CS 61C		Spring 1995		Final exam solutions

1.  Translate MAL to TAL.

a.  LW $8, 0xffff000c

	LUI $1, 0xffff			LUI $8, 0xffff
	LW  $1, 0xc($1)		or	LW  $8, 0xc($8)

Most common mistake: ORI instead of LW, which would implement the LA
instruction instead of LW.


b.  BLT $16, $4, LABEL

	SLT  $1, $16, $4		SUB  $1, $16, $4
	BNE  $1, $0, LABEL	or	BLTZ $1, LABEL

Acceptable variants: BGTZ instead of BNE, SUBU instead of SUB.

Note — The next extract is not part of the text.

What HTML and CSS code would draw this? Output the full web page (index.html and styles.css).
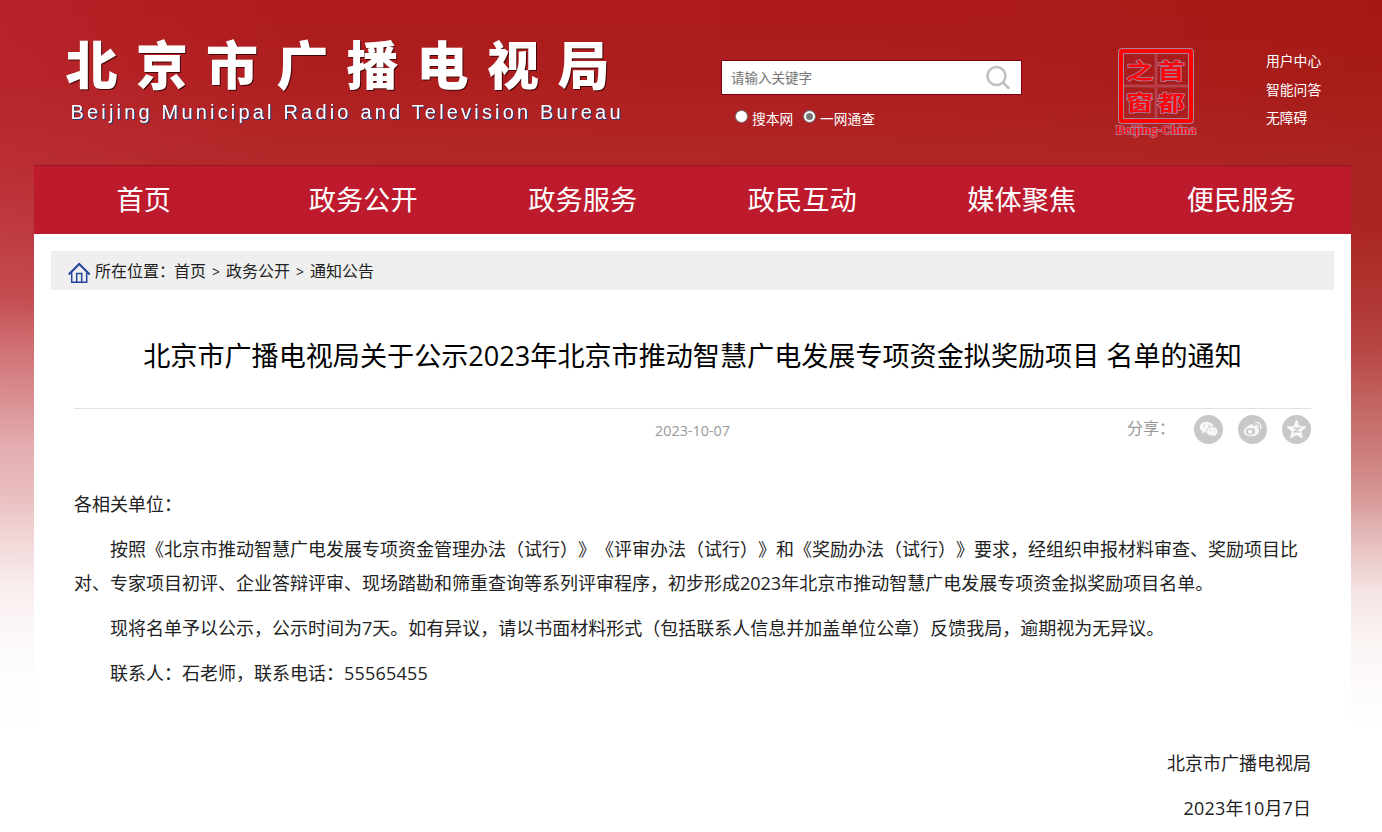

Most common mistake: using a register other than $1 as the temporary
register.  Next most common: using BNEZ, which doesn't exist in TAL.


c.  ADD $8, 5

	ADDI $8, $8, 5

Hardly anyone missed this part.

Scoring: one point each.


2.  5Gb disk.

The most likely reason for this crash is that the operating system was
written to use a data structure in which a disk byte address is kept in
a 32-bit word.  That would have been adequate until fairly recently, but
not beyond 4Gb (2 to the 32nd power).

(This is based on the assumption that the operating system would never
have been released to users unless at some point it could format some
disk!  There has to be something special about this particular disk to
make it fail.)

Scoring:

3: as above.

2: recognizes the importance of 2^32, but implies that *memory* addresses
   are involved, or that the problem is a hardware limitation.

1: misses the point, but could possibly be true, e.g., the disk being
   formatted contained system data, swap space, or whatever.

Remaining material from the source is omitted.